School of Music > Faculty & Staff > Faculty A-Z > Junichi Steven Sato

Junichi Steven Sato

  • ​​

  • jsato@depaul.edu
  • Adjunct Faculty Member
  • Musicianship
Education
BM DePaul University
MM Indiana University

Courses Taught
Group Piano
Accompanying for Music Educators

About

Chicago native Junichi Steven Sato began his piano studies at the age of five.  Although formal studies in theory, harmony, counterpoint, and composition were not begun until the age of 12, he had been writing music since the age of six. His teachers include Vladimir Leyetchkiss, Dmitry Paperno, and Edmund Battersby. He also participated in piano and chamber music masterclasses under full scholarships in the United States and abroad, studying with such artists as John Browning, Arthur Greene, and André Watts. 

 

Sato has won awards at numerous competitions including the Young Keyboard Artists Association International Piano Competition and the Artists Division of the Society of American Musicians Piano Competition, and was a semifinalist at the 48th Busoni International Piano Competition in Italy.
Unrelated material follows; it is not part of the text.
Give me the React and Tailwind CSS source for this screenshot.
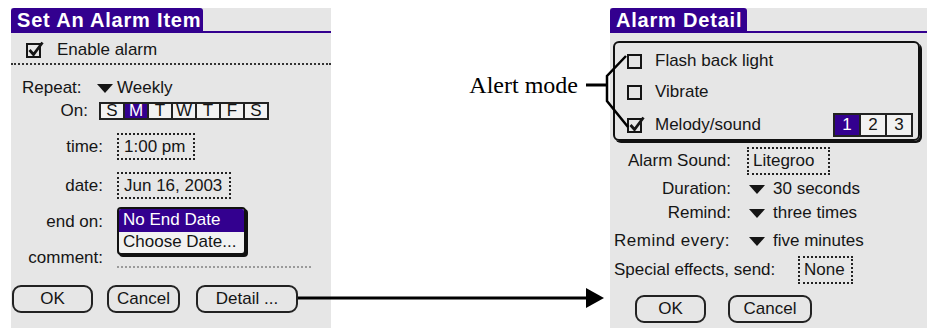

A frequent adjudicator at piano and composition competitions, he served as Chairman of the Jury for the Fifth Këngët e Tokës International Music Competition in Albania, and chaired Illinois State Music Teachers Association's Composition Competition from 2005 to 2007 and Chicago Area Music Teachers Association's Roberta Savler Piano Contest from 2003 to 2012..

 

In 1995, he founded J. S. Sato Music Editions, a music publishing business that has been gaining worldwide reputation as a publisher of unique and dependable editions. His publications have been highly praised in journals and magazines such as  Clavier,  Piano & Keyboard and 20th-Century Music. Sato's works are performed internationally, some of which have been heard at Ravinia Festival and on National Public Radio.

 

Sato is currently on the faculty at DePaul University and at Music Makers of Western Springs. His debut compact disc album of his solo piano transcriptions of Bach's Passacaglia and Fugue and Liszt's Psalm XIII, as well as a rare Cortot transcription of Franck's Sonata for Piano and Violin was noted as "thrilling; up there with Katsaris and Wild for sheer pianistic derring-do and swirling multi-texturing" by International Piano.